Nello specifico, si tratta di un servizio gratuito che funziona a partire dalle segnalazioni degli stessi cittadini rispetto a notizie lette sui giornali, sentite alla radio o viste in televisione, che in seguito vengono verificate dagli operatori di bufale.net. Prima di tutto, il controllo inizia dalla lettura delle fonti ufficiali, ovvero le testate accreditate, gli enti, i personaggi coinvolti e i comunicati stampa. Se dall’esame emerge che la notizia non si trova in nessuna di queste, si è in presenza di una bufala. In questo caso, il sito affermerà che l’informazione in questione è una menzogna, solitamente creata per screditare qualcuno o qualcosa, ma anche per sollevare l’indignazione popolare. Inoltre, il portale controlla anche i casi di disinformazione, che avvengono quando le notizie sono rimodellate e intitolate con parole fuorvianti, in modo da condizionare il giudizio delle persone su questioni attuali. Davanti a tali pseudo-siti di informazione, bufale.net di solito ripropone questi articoli ai lettori riscrivendoli sulla base della giusta lettura dei fatti.

Essere o non essere (vero)?

Internet e le tecnologie hanno offerto alle persone l’opportunità mai vista di accedere a un’infinità di informazioni, siti e immagini. Tuttavia, molto spesso ci troviamo davanti a notizie false o parziali, come fossero il risultato di un telefono senza fili che congiunge i due poli di un mondo distratto, veloce e credulone. Inoltre, con l’arrivo dei social media nei quali il pubblico può interagire, commentare e condividere, il fenomeno delle bufale si è moltiplicato esponenzialmente, tanto da essere preoccupante. Come possiamo fidarci delle notizie che leggiamo nel campo minato di disinformazione che è internet?

I servizi di fact-checking sono vari e possono produrre risposte diverse, a seconda dell’ente che li regola e del loro scopo.
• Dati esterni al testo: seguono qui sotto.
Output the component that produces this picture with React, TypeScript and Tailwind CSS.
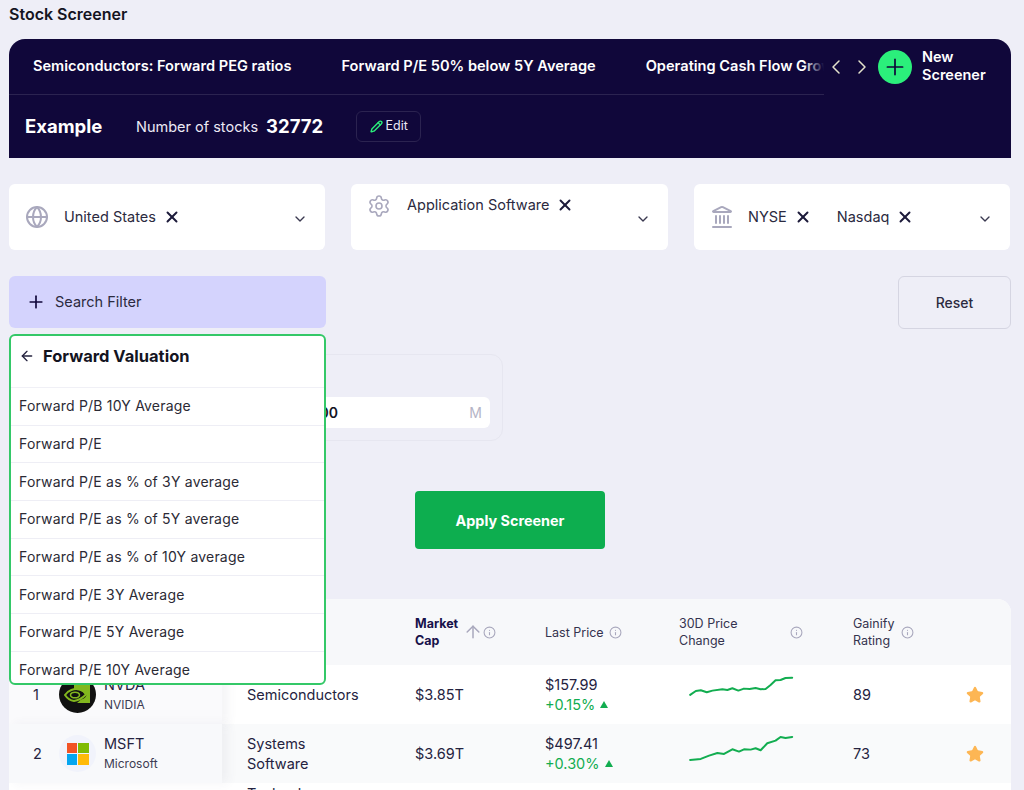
import { ArrowLeft, ArrowUp, ChevronDown, ChevronLeft, ChevronRight, Globe, Info, Landmark, Pencil, Plus, Settings, Star, X } from "lucide-react"
import type { ReactNode } from "react"

const presets = ["Semiconductors: Forward PEG ratios", "Forward P/E 50% below 5Y Average", "Operating Cash Flow Growth"]

const menuItems = [
  "Forward P/B 10Y Average",
  "Forward P/E",
  "Forward P/E as % of 3Y average",
  "Forward P/E as % of 5Y average",
  "Forward P/E as % of 10Y average",
  "Forward P/E 3Y Average",
  "Forward P/E 5Y Average",
  "Forward P/E 10Y Average",
]

function Chip({ label }: { label: string }) {
  return (
    <span className="flex items-center gap-[7px] text-[14.5px] text-[#2b2a40]">
      {label}
      <X size={18} strokeWidth={2.6} className="text-[#1c1a3a]" />
    </span>
  )
}

function FilterBox({ icon, children, top, iconWidth }: { icon: ReactNode; children: ReactNode; top?: boolean; iconWidth: string }) {
  return (
    <div className={`flex h-[66px] rounded-md bg-white pl-[16px] pr-[17px] ${top ? "items-start pt-[10px]" : "items-center"}`}>
      <span className={`shrink-0 text-[#a9a8bd] ${iconWidth}`}>{icon}</span>
      <div className="flex flex-1 items-center gap-[25px]">{children}</div>
      <ChevronDown size={16} className={`text-[#3a3950] ${top ? "mt-[17px]" : "mt-[3px]"}`} />
    </div>
  )
}

function Tip() {
  return <Info size={13} className="shrink-0 text-[#a9a8bd]" />
}

function NvidiaLogo() {
  return (
    <svg viewBox="0 0 37 37" className="h-[37px] w-[37px]">
      <circle cx="18.5" cy="18.5" r="18.5" fill="#111" />
      <path d="M15 9H31V27H18L22 23.5C24.5 23 27 21.5 27.5 19C25 15.5 20 13.5 15 14Z" fill="#82b71e" />
      <path d="M6 19C9 14.5 15 12 21 13.5C24 14.5 26 16.5 27 18.5C24 21.5 20 24.5 15 25C11 24.5 8 22 6 19Z" fill="none" stroke="#82b71e" strokeWidth="2" />
      <ellipse cx="16" cy="19" rx="4.5" ry="2.8" fill="none" stroke="#82b71e" strokeWidth="1.6" />
    </svg>
  )
}

function MicrosoftLogo() {
  return (
    <div className="flex h-[37px] w-[37px] items-center justify-center rounded-full bg-[#f1f3fb]">
      <div className="grid grid-cols-2 gap-[1px]">
        <span className="h-[10.5px] w-[10.5px] bg-[#f25325]" />
        <span className="h-[10.5px] w-[10.5px] bg-[#80bb03]" />
        <span className="h-[10.5px] w-[10.5px] bg-[#05a6f0]" />
        <span className="h-[10.5px] w-[10.5px] bg-[#ffba08]" />
      </div>
    </div>
  )
}

function Spark({ box, points, className }: { box: string; points: string; className: string }) {
  return (
    <svg viewBox={box} className={`ml-[10px] self-start ${className}`}>
      <polyline points={points} fill="none" stroke="#12ad50" strokeWidth="6" strokeLinejoin="round" strokeLinecap="round" />
    </svg>
  )
}

const rowGrid = "grid grid-cols-[213px_193px_130px_134px_174px_113px_1fr]"

function Row({ rank, logo, ticker, name, industry, cap, price, change, spark, rating, bg, stickyBg }: {
  rank: string
  logo: ReactNode
  ticker: string
  name: string
  industry: ReactNode
  cap: string
  price: string
  change: string
  spark: ReactNode
  rating: string
  bg: string
  stickyBg: string
}) {
  return (
    <div className={`${rowGrid} h-[59px] items-center text-[14.5px] text-[#25233f] ${bg}`}>
      <div className={`relative z-10 flex h-full items-center shadow-[6px_0_10px_rgba(60,60,110,0.06)] ${stickyBg}`}>
        <span className="w-[50px] pl-[24px]">{rank}</span>
        {logo}
        <div className="ml-[8px]">
          <div className="leading-[20px]">{ticker}</div>
          <div className="text-[12px] leading-[20px] text-[#3d3c52]">{name}</div>
        </div>
      </div>
      <div className="pl-[25px] leading-[20px]">{industry}</div>
      <div>{cap}</div>
      <div>
        <div className="leading-[20px]">{price}</div>
        <div className="flex items-center gap-[5px] leading-[20px] text-[#12ad50]">
          {change}
          <svg viewBox="0 0 8 7" className="h-[7px] w-[8px]"><path d="M4 0L8 7H0Z" fill="#12ad50" /></svg>
        </div>
      </div>
      {spark}
      <div>{rating}</div>
      <div>
        <Star size={18} fill="#fdb654" stroke="#fdb654" />
      </div>
    </div>
  )
}

export default function App() {
  return (
    <div className="relative h-[790px] w-[1024px] overflow-hidden bg-[#eeeef7] font-['Inter',sans-serif]">
      <h1 className="flex h-[39px] items-start pl-[9px] pt-[4px] text-[16px] font-semibold leading-[20px] text-[#14141f]">Stock Screener</h1>

      <div className="mx-[9px] h-[119px] w-[1002px] rounded-t-[16px] bg-[#10073a] text-white">
        <div className="flex h-[56px]">
          <div className="relative flex w-[815px] items-center gap-[50px] overflow-hidden whitespace-nowrap border-b border-[#2b2350] pl-[24px] pt-[1px] text-[14.6px] font-semibold">
            {presets.map((preset) => (
              <span key={preset}>{preset}</span>
            ))}
            <div className="absolute right-0 top-0 h-[54px] w-[20px] bg-gradient-to-r from-transparent to-[#10073a]" />
          </div>
          <div className="flex items-start pt-[11px]">
            <ChevronLeft size={24} strokeWidth={1.5} className="mt-[5px] text-[#e4e2cc]" />
            <ChevronRight size={24} strokeWidth={1.5} className="ml-[2px] mt-[5px] text-[#e4e2cc]" />
            <span className="ml-[4px] flex h-[34px] w-[34px] items-center justify-center rounded-full bg-[#2bef7b] text-[#10073a]">
              <Plus size={26} strokeWidth={1.6} />
            </span>
            <span className="ml-[10px] -mt-[2px] text-[14.5px] font-semibold leading-[18px]">New<br />Screener</span>
          </div>
        </div>
        <div className="flex h-[63px] items-center">
          <span className="ml-[16px] w-[111px] text-[18.5px] font-bold">Example</span>
          <span className="text-[14.5px] text-[#ece9f5]">Number of stocks</span>
          <span className="ml-[8px] text-[18.5px] font-bold">32772</span>
          <button className="ml-[33px] flex h-[31px] w-[65px] items-center justify-center gap-[3px] rounded-md border border-[#2b2350] text-[12.5px] text-[#ece9f5]">
            <Pencil size={13} strokeWidth={2.5} className="text-[#2bef7b]" />
            Edit
          </button>
        </div>
      </div>

      <div className="ml-[9px] mt-[26px] grid w-[1001px] grid-cols-[316px_317px_316px] gap-[26px]">
        <FilterBox iconWidth="w-[39px]" icon={<Globe size={24} strokeWidth={2} />}>
          <Chip label="United States" />
        </FilterBox>
        <FilterBox top iconWidth="w-[40px]" icon={<Settings size={24} strokeWidth={1.6} />}>
          <Chip label="Application Software" />
        </FilterBox>
        <FilterBox iconWidth="w-[38px]" icon={<Landmark size={24} strokeWidth={2} />}>
          <Chip label="NYSE" />
          <Chip label="Nasdaq" />
        </FilterBox>
      </div>

      <div className="mx-[9px] mt-[26px] flex w-[1002px] justify-between">
        <div className="flex h-[52px] w-[317px] items-center gap-[9px] rounded-md bg-[#d4d3fd] pl-[17px] text-[14.5px] text-[#2b2a40]">
          <Plus size={20} strokeWidth={2} className="text-[#10073a]" />
          Search Filter
        </div>
        <button className="h-[53px] w-[113px] rounded-md border border-[#d5d5e2] text-[14px] font-medium text-[#2b2a40]">Reset</button>
      </div>

      <div className="ml-[9px] mt-[25px] h-[87px] w-[494px] rounded-xl border border-[#e6e6f0] pl-[12px] pr-[12px] pt-[42px]">
        <div className="flex h-[31px] items-center rounded-md bg-white pr-[8px] text-[14px] font-semibold text-[#14141f]">
          <span className="w-[316px] text-right">1000</span>
          <span className="ml-auto text-[14px] font-normal text-[#b5b4c6]">M</span>
        </div>
      </div>

      <div className="mt-[50px] flex justify-center pr-[4px]">
        <button className="h-[58px] w-[190px] rounded bg-[#0dae4f] pt-[1px] text-[14.4px] font-bold text-white">Apply Screener</button>
      </div>

      <div className="ml-[9px] mt-[50px] w-[1002px] overflow-hidden rounded-t-[14px] bg-white">
        <div className={`${rowGrid} h-[66px] items-center bg-[#f7f8fa] text-[12.5px] leading-[17px] text-[#34334e]`}>
          <div />
          <div />
          <div className="flex items-center">
            <span className="w-[48px] text-[12.5px] font-bold text-[#17114a]">Market Cap</span>
            <ArrowUp size={20} strokeWidth={1.8} className="text-[#a9a8bd]" />
            <Tip />
          </div>
          <div className="flex items-center gap-[5px]">
            <span>Last Price</span>
            <Tip />
          </div>
          <div className="flex items-center">
            <span className="w-[70px]">30D Price Change</span>
            <span className="ml-[41px]"><Tip /></span>
          </div>
          <div className="flex items-center">
            <span className="w-[48px]">Gainify Rating</span>
            <Tip />
          </div>
        </div>
        <Row
          rank="1"
          logo={<NvidiaLogo />}
          ticker="NVDA"
          name="NVIDIA"
          industry="Semiconductors"
          cap="$3.85T"
          price="$157.99"
          change="+0.15%"
          rating="89"
          bg="bg-white"
          stickyBg="bg-[#fafafc]"
          spark={
            <Spark
              box="530 255 315 65"
              className="mt-[10px] h-[21.6px] w-[105px]"
              points="533,315 550,303 565,301 583,307 600,302 630,298 645,300 660,295 678,302 695,296 712,297 730,294 745,298 760,297 775,285 790,271 805,270 820,264 840,263"
            />
          }
        />
        <Row
          rank="2"
          logo={<MicrosoftLogo />}
          ticker="MSFT"
          name="Microsoft"
          industry={<>Systems<br />Software</>}
          cap="$3.69T"
          price="$497.41"
          change="+0.30%"
          rating="73"
          bg="bg-[#f9fafb]"
          stickyBg="bg-[#f8f9fb]"
          spark={
            <Spark
              box="530 435 315 80"
              className="mt-[11px] h-[26.6px] w-[105px]"
              points="533,510 565,507 590,497 615,489 635,492 660,478 680,485 695,478 715,479 730,475 745,481 765,460 790,452 805,441 820,444 840,441"
            />
          }
        />
        <div className={`${rowGrid} text-[14.5px] leading-[20px] text-[#25233f]`}>
          <div />
          <div className="pl-[25px] pt-[1px]">Technology<br />Hardware</div>
        </div>
      </div>

      {/* metric picker opened from Search Filter, sits over the content below */}
      <div className="absolute left-[9px] top-[334px] z-20 h-[351px] w-[317px] overflow-hidden rounded-md border-2 border-[#34c868] bg-white">
        <div className="flex h-[52px] items-start gap-[8px] border-b border-[#f0f0f6] pl-[8px] pt-[10px]">
          <ArrowLeft size={16} className="mt-[2px] text-[#25233f]" />
          <span className="text-[16.5px] font-bold leading-[20px] text-[#14141f]">Forward Valuation</span>
        </div>
        {menuItems.map((item) => (
          <div key={item} className="flex h-[37.7px] items-center border-b border-[#eeeef5] pb-[1px] pl-[8px] text-[14px] tracking-[0.2px] text-[#2b2a35]">
            {item}
          </div>
        ))}
      </div>
    </div>
  )
}
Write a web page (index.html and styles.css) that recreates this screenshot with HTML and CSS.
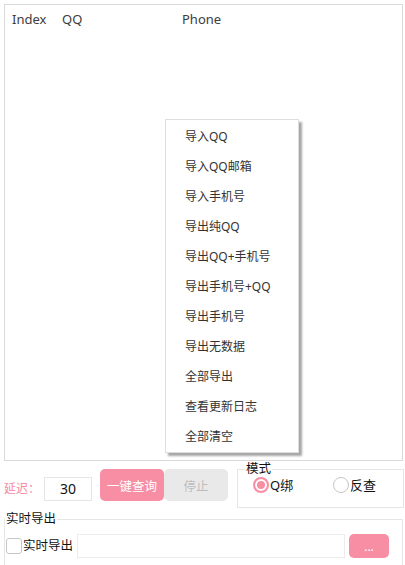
FILE: index.html
```html
<!DOCTYPE html>
<html>
<head>
<meta charset="utf-8">
<link rel="stylesheet" href="styles.css">
</head>
<body>
<div class="main">
  <div class="thead">
    <span class="col col-index">Index</span>
    <span class="col col-qq">QQ</span>
    <span class="col col-phone">Phone</span>
  </div>
</div>

<div class="controls">
  <span class="delay-label">延迟：</span>
  <div class="delay-input">30</div>
  <div class="btn btn-primary btn-query">一键查询</div>
  <div class="btn btn-disabled btn-stop">停止</div>
  <fieldset class="group mode">
    <legend>模式</legend>
    <div class="radios">
      <label class="radio"><span class="dot checked"></span>Q绑</label>
      <label class="radio"><span class="dot"></span>反查</label>
    </div>
  </fieldset>
</div>

<fieldset class="group realtime">
  <legend>实时导出</legend>
  <div class="rt-row">
    <label class="check"><span class="box"></span>实时导出</label>
    <div class="path-input"></div>
    <div class="btn btn-primary btn-browse">...</div>
  </div>
</fieldset>

<ul class="menu">
  <li>导入QQ</li>
  <li>导入QQ邮箱</li>
  <li>导入手机号</li>
  <li>导出纯QQ</li>
  <li>导出QQ+手机号</li>
  <li>导出手机号+QQ</li>
  <li>导出手机号</li>
  <li>导出无数据</li>
  <li>全部导出</li>
  <li>查看更新日志</li>
  <li>全部清空</li>
</ul>
</body>
</html>
```

FILE: styles.css
```css
* { box-sizing: border-box; }
html, body { margin: 0; padding: 0; background: #fff; }
body {
  position: relative;
  width: 405px;
  height: 565px;
  overflow: hidden;
  font-family: "Noto Sans", "Noto Sans CJK SC", sans-serif;
  color: #222;
}

.main {
  margin: 4px 2px 0 4px;
  height: 457px;
  border: 1px solid #d9d9d9;
}
.thead {
  display: flex;
  padding: 5px 0 0 7px;
  font-size: 13px;
  line-height: 18px;
  color: #3c3c3c;
}
.col-index { width: 50px; }
.col-qq { width: 120px; }

.controls {
  display: flex;
  align-items: flex-start;
  height: 49px;
  padding-left: 4px;
}
.delay-label {
  width: 40px;
  margin-top: 20px;
  font-size: 12px;
  line-height: 16px;
  color: #f58ca4;
}
.delay-input {
  width: 48px;
  height: 24px;
  margin-top: 16px;
  border: 1px solid #e6e6e6;
  font-size: 14px;
  line-height: 22px;
  text-align: center;
  color: #111;
}
.btn {
  display: flex;
  align-items: center;
  justify-content: center;
  font-size: 12.5px;
  border-radius: 5px;
}
.btn-query {
  width: 64px;
  height: 32px;
  margin: 8px 0 0 8px;
}
.btn-stop {
  width: 64px;
  height: 32px;
  margin-top: 8px;
}
.btn-primary { background: #f78ea4; color: #fff; }
.btn-disabled { background: #e9e9e9; color: #bdbdbd; }

.group {
  margin: 0;
  padding: 0;
  border: 1px solid #e6e6e6;
  min-width: 0;
}
.group legend {
  padding: 0 1px;
  font-size: 12.5px;
  line-height: 14px;
  color: #111;
}
.mode {
  width: 167px;
  height: 46px;
  margin: 1px 0 0 9px;
}
.mode legend { margin-left: 7px; }
.radios {
  display: flex;
  padding: 1px 0 0 15px;
}
.radio {
  display: flex;
  flex-shrink: 0;
  align-items: center;
  font-size: 13px;
  line-height: 16px;
  color: #111;
  width: 80px;
}
.dot {
  width: 16px;
  height: 16px;
  margin-right: 1px;
  border: 1px solid #c6c6c6;
  border-radius: 50%;
  background: #fff;
}
.dot.checked {
  border: 2px solid #f78ea4;
  box-shadow: inset 0 0 0 2px #fff, inset 0 0 0 8px #f78ea4;
}

.realtime {
  margin: 2px 2px 0 4px;
  height: 60px;
}
.realtime legend { margin-left: 0; padding: 0 1px 0 1px; }
.rt-row {
  display: flex;
  align-items: center;
  padding: 8px 0 0 1px;
}
.check {
  display: flex;
  align-items: center;
  width: 71px;
  font-size: 12.5px;
  line-height: 16px;
  color: #111;
}
.box {
  width: 16px;
  height: 16px;
  margin-right: 1px;
  border: 1px solid #c6c6c6;
  border-radius: 3px;
  background: #fff;
}
.path-input {
  width: 268px;
  height: 24px;
  border: 1px solid #ececec;
}
.btn-browse {
  width: 40px;
  height: 24px;
  margin-left: 4px;
  font-size: 12px;
}

.menu {
  position: absolute;
  left: 165px;
  top: 119px;
  width: 134px;
  margin: 0;
  padding: 2px 0 0;
  height: 334px;
  list-style: none;
  background: #fff;
  border: 1px solid #dedede;
  box-shadow: 3px 3px 2px rgba(0,0,0,0.35);
}
.menu li {
  height: 30px;
  line-height: 30px;
  padding-left: 19px;
  font-size: 12px;
  color: #333;
}
```
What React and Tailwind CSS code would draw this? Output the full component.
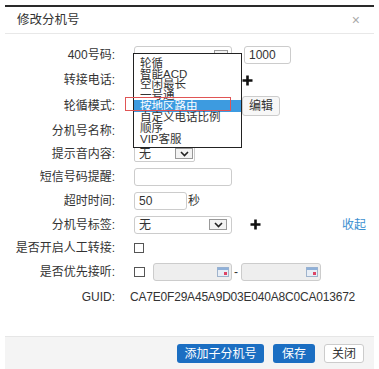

Tuttavia, è giusto ritenere il loro lavoro di grande utilità; questi servizi sono delle piccole (ma grandi) cartine tornasole con cui orientarsi nella giungla delle informazioni su internet. Infatti, riconoscere l’attendibilità e la veridicità di una notizia è importante per riuscire a essere sicuri delle proprie conoscenze, per imparare e, soprattutto, per evitare di amplificare la disinformazione.